De mi madre tengo recuerdos hermosos. El primero de ellos, fresco, llevándome la leche a mi cama o cuna, no lo distingo ahora. Le gritaba temprano, “mamá, mi lechita en vaso” y ella llegaba puntual, a cumplir con ese deber que para ella era más que eso. La recuerdo bañándome en la pila, yo desnudo y con un frío horroroso y ella echándome generosas palanganas de agua. “Ya vamos a terminar”, me consolaba, sin duda diciéndome mentiritas, mientras me echaba el jabón que hacía arder mis ojos.
Ella fue siempre el lado bondadoso y tierno de la casa porque mi padre fungía de ogro. Justamente cuando llegaba seguro a querernos pegar, corríamos donde mamá para que nos protegiera. Nos metíamos entre sus piernas y le pedíamos suplicantes que nos protegiera del monstruo, aunque no siempre pudo. A veces nos entregaba desgarrada a la justicia del hombre que representaba a Dios encolerizado por nuestra maldad.

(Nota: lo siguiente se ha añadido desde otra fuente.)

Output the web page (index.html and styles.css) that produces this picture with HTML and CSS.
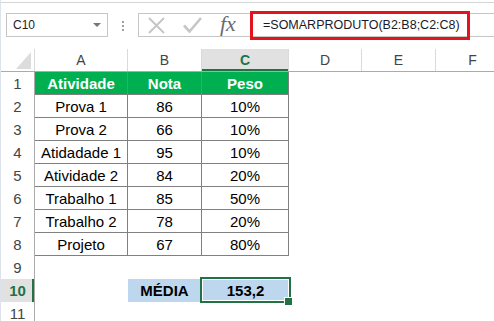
FILE: index.html
```html
<!DOCTYPE html>
<html lang="pt-BR">
<head>
    <meta charset="UTF-8">
    <meta name="viewport" content="width=device-width, initial-scale=1.0">
    <title>Média ponderada</title>
    <link rel="stylesheet" href="styles.css">
</head>
<body>
    <div class="app">
        <div class="topbar">
            <div class="name-box"><span>C10</span><span class="caret"></span></div>
            <div class="grip"><i></i><i></i><i></i></div>
            <div class="formula-bar">
                <div class="fx-buttons">
                    <svg width="17" height="17" viewBox="0 0 17 17"><path d="M1 1L16 16M16 1L1 16" stroke="#c6c6c6" stroke-width="2" fill="none"/></svg>
                    <svg width="19" height="16" viewBox="0 0 19 16"><path d="M1 8.5L6.5 14.5L18 1" stroke="#c6c6c6" stroke-width="2.6" fill="none"/></svg>
                    <span class="fx">fx</span>
                </div>
                <div class="formula">=SOMARPRODUTO(B2:B8;C2:C8)</div>
            </div>
            <div class="highlight"></div>
        </div>

        <div class="sheet">
            <div class="row head-row">
                <div class="corner"></div>
                <div class="col-head col-a">A</div>
                <div class="col-head col-b">B</div>
                <div class="col-head col-c active">C</div>
                <div class="col-head col-d">D</div>
                <div class="col-head col-e">E</div>
                <div class="col-head col-f">F</div>
            </div>
            <div class="row">
                <div class="row-head">1</div>
                <div class="cell grid th col-a">Atividade</div>
                <div class="cell grid th col-b">Nota</div>
                <div class="cell grid th col-c">Peso</div>
            </div>
            <div class="row">
                <div class="row-head">2</div>
                <div class="cell grid col-a">Prova 1</div>
                <div class="cell grid col-b">86</div>
                <div class="cell grid col-c">10%</div>
            </div>
            <div class="row">
                <div class="row-head">3</div>
                <div class="cell grid col-a">Prova 2</div>
                <div class="cell grid col-b">66</div>
                <div class="cell grid col-c">10%</div>
            </div>
            <div class="row">
                <div class="row-head">4</div>
                <div class="cell grid col-a">Atidadade 1</div>
                <div class="cell grid col-b">95</div>
                <div class="cell grid col-c">10%</div>
            </div>
            <div class="row">
                <div class="row-head">5</div>
                <div class="cell grid col-a">Atividade 2</div>
                <div class="cell grid col-b">84</div>
                <div class="cell grid col-c">20%</div>
            </div>
            <div class="row">
                <div class="row-head">6</div>
                <div class="cell grid col-a">Trabalho 1</div>
                <div class="cell grid col-b">85</div>
                <div class="cell grid col-c">50%</div>
            </div>
            <div class="row">
                <div class="row-head">7</div>
                <div class="cell grid col-a">Trabalho 2</div>
                <div class="cell grid col-b">78</div>
                <div class="cell grid col-c">20%</div>
            </div>
            <div class="row">
                <div class="row-head">8</div>
                <div class="cell grid col-a">Projeto</div>
                <div class="cell grid col-b">67</div>
                <div class="cell grid col-c">80%</div>
            </div>
            <div class="row">
                <div class="row-head">9</div>
            </div>
            <div class="row">
                <div class="row-head active">10</div>
                <div class="cell col-a"></div>
                <div class="cell col-b total">MÉDIA</div>
                <div class="cell col-c total selected">153,2</div>
            </div>
            <div class="row">
                <div class="row-head">11</div>
            </div>
        </div>
    </div>
</body>
</html>
```

FILE: styles.css
```css
* {
    box-sizing: border-box;
}
body {
    margin: 0;
    background: #fff;
    font-family: "Liberation Sans", Arial, sans-serif;
}
.app {
    width: 494px;
    height: 321px;
    overflow: hidden;
    border-left: 1px solid #dde3ea;
}

/* name box + formula bar */
.topbar {
    position: relative;
    display: flex;
    align-items: flex-start;
    margin-top: 2px;
    height: 47px;
    padding-top: 10px;
    border-top: 1px solid #d5d5d5;
}
.name-box {
    display: flex;
    align-items: center;
    justify-content: space-between;
    margin-left: 5px;
    width: 102px;
    height: 24px;
    padding: 0 6px 0 6px;
    border: 1px solid #c6c6c6;
    font-size: 12px;
    color: #222;
}
.caret {
    width: 0;
    height: 0;
    border-left: 4px solid transparent;
    border-right: 4px solid transparent;
    border-top: 4px solid #777;
}
.grip {
    width: 30px;
    padding-top: 8px;
    display: flex;
    flex-direction: column;
    align-items: center;
    gap: 2px;
}
.grip i {
    width: 2px;
    height: 2px;
    background: #a0a0a0;
}
.formula-bar {
    flex: 1;
    display: flex;
    align-items: center;
    height: 24px;
    border: 1px solid #c6c6c6;
    border-right: none;
}
.fx-buttons {
    display: flex;
    align-items: center;
    gap: 18px;
    width: 112px;
    padding-left: 9px;
}
.fx {
    font-family: "Liberation Serif", "Times New Roman", serif;
    font-style: italic;
    font-size: 22px;
    color: #6b6b6b;
    line-height: 1;
    margin-top: -2px;
}
.formula {
    padding-left: 12px;
    font-size: 12.5px;
    color: #1a1a2a;
    white-space: nowrap;
}
.highlight {
    position: absolute;
    left: 249px;
    top: 8px;
    width: 220px;
    height: 29px;
    border: 3px solid #e3141f;
}

/* worksheet */
.row {
    display: flex;
    height: 23px;
}
.row > div {
    flex-shrink: 0;
    height: 100%;
    display: flex;
    align-items: center;
    justify-content: center;
}
.head-row {
    border-bottom: 1px solid #ababab;
}
.corner {
    position: relative;
    width: 34px;
    border-right: 1px solid #dadada;
}
.corner::after {
    content: '';
    position: absolute;
    right: 3px;
    bottom: 2px;
    border-left: 15px solid transparent;
    border-bottom: 17px solid #dcdcdc;
}
.col-head {
    border-right: 1px solid #dadada;
    font-size: 14px;
    color: #444;
}
.col-head.active {
    background: #e1e1e1;
    color: #217346;
    font-weight: bold;
    box-shadow: inset 0 -2px #217346;
}
.row-head {
    width: 34px;
    border-right: 1px solid #ababab;
    font-size: 15px;
    color: #444;
}
.row-head.active {
    background: #e1e1e1;
    color: #217346;
    font-weight: bold;
    box-shadow: inset -2px 0 #217346;
}
.col-a { width: 93px; }
.col-b { width: 74px; }
.col-c { width: 87px; }
.col-d { width: 73px; }
.col-e { width: 74px; }
.col-f { width: 74px; }

.cell {
    font-size: 15px;
    color: #000;
}
.cell.grid {
    border-right: 1px solid #808080;
    border-bottom: 1px solid #808080;
}
.cell.th {
    background: #00b050;
    color: #fff;
    font-weight: bold;
}
.cell.total {
    background: #bdd7ee;
    font-weight: bold;
}
.cell.col-b.total {
    width: 73px;
    margin-right: 1px;
}
.selected {
    position: relative;
}
.selected::after {
    content: '';
    position: absolute;
    left: -2px;
    top: -2px;
    right: -2px;
    bottom: -1px;
    border: 2px solid #217346;
    box-shadow: inset 0 0 0 1px #fff;
}
.selected::before {
    content: '';
    position: absolute;
    right: -4px;
    bottom: -4px;
    width: 7px;
    height: 7px;
    background: #217346;
    border: 1px solid #fff;
    z-index: 1;
}
```
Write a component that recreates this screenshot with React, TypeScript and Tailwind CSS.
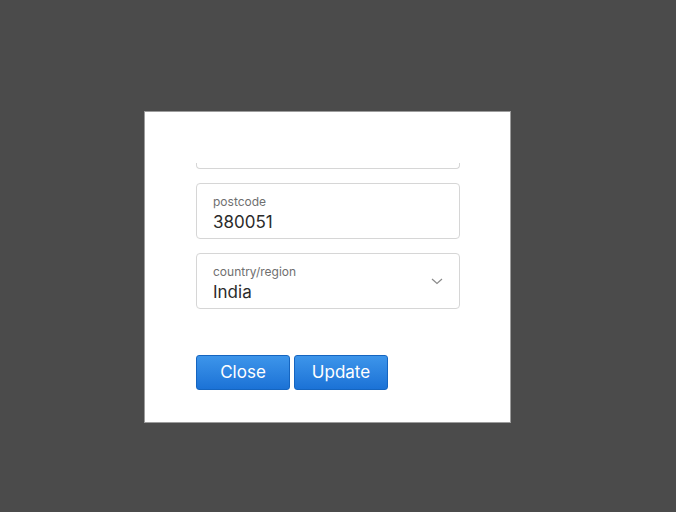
import React from "react";

const font = { fontFamily: "Inter, 'Helvetica Neue', Arial, sans-serif" };

function Field({ label, value, select }: { label: string; value: string; select?: boolean }) {
  return (
    <div className="relative h-[56px] w-[264px] rounded-[4px] border border-[#d6d6d6] bg-white pl-[16px] pt-[10px]">
      <div className="text-[12px] leading-[16px] text-[#6f6f6f]">{label}</div>
      <div className="mt-[1px] text-[17px] leading-[22px] text-[#2b2b2b]">{value}</div>
      {select && (
        <svg className="absolute right-[16px] top-[24px]" width="12" height="7" viewBox="0 0 12 7" fill="none">
          <path d="M1 1l5 4.5L11 1" stroke="#8a8a8a" strokeWidth="1.2" />
        </svg>
      )}
    </div>
  );
}

export default function App() {
  return (
    <div className="h-[512px] w-[676px] bg-[#4b4b4b] pl-[144px] pt-[111px]" style={font}>
      <div className="h-[312px] w-[367px] border border-[#9c9c9c] bg-white pl-[51px]">
        <div className="mt-[51px] h-[6px] w-[264px] rounded-b-[4px] border-x border-b border-[#d6d6d6]" />
        <div className="mt-[14px] flex flex-col gap-[14px]">
          <Field label="postcode" value="380051" />
          <Field label="country/region" value="India" select />
        </div>
        <div className="mt-[46px] flex gap-[4px]">
          <button className="h-[35px] w-[94px] rounded-[3px] border border-[#1565c0] bg-gradient-to-b from-[#3d95ea] to-[#1b72d6] text-[17px] text-white">
            Close
          </button>
          <button className="h-[35px] w-[94px] rounded-[3px] border border-[#1565c0] bg-gradient-to-b from-[#3d95ea] to-[#1b72d6] text-[17px] text-white">
            Update
          </button>
        </div>
      </div>
    </div>
  );
}
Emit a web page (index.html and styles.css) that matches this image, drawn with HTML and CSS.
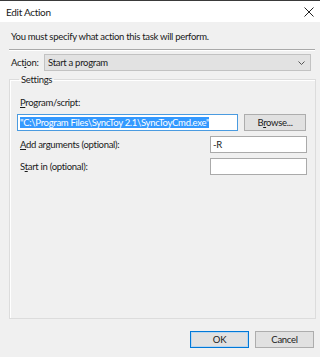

Por ella soy lo que soy en todo: virtudes y defectos. Aprendí a gustar de la docencia porque mi madre me llevaba a la escuela donde enseñaba. Primero para presentarme orgullosa con sus colegas (para las madres uno siempre es bello), luego para asistirla cuando pasaba un examen y más grande para dar alguna clase. Así, nunca pensé que sería otra cosa que maestro, profesor, guía espiritual o pastor de ovejas… da lo mismo.
Mi madre ha sido a través del tiempo también mi confidente. Fue la primera en conocer mi decisión de entrar al convento, pero la última en conocer mi capitulación. No tuve el valor de escuchar su llanto, luego de comunicárselo por teléfono. Para tal oficio puse a mi hermana. Le dije que fuera breve y la consolara diciéndole que estaba bien y hasta feliz. Nunca he sabido su reacción porque temo escuchar su respuesta.
Con el tiempo me sigue tratando como un niño. Me dice “Eduardito” y me regaña si algo hago mal. Insiste en sus llamadas de atención que eso “no es de personas de bien, menos aún de alguien que quiso un día servir a Cristo”. Es ella la única, me parece, que ve en mí a un fallido sacerdote. Me lleva a misa los domingos y me obliga a recibir los sacramentos. Ni por asomo le puedo sugerir que esas cosas son para mí cosas del pasado.
Hace un mes vino a verme, creo que será su última visita. Se ve cansada, camina con dificultad y es casi indiferente a todo. La muerte puede rondar por la casa. Quisiera equivocarme, lo deseo. Su ausencia, como el desaparecimiento físico de cualquier madre, es la conflagración universal, el fin del sentimiento más auténtico que un viviente puede experimentar. Me preparo, hago terapia para superar el día, pero sé en el fondo de mi corazón que su muerte es casi la mía propia. Y ya sufro solo de pensarlo.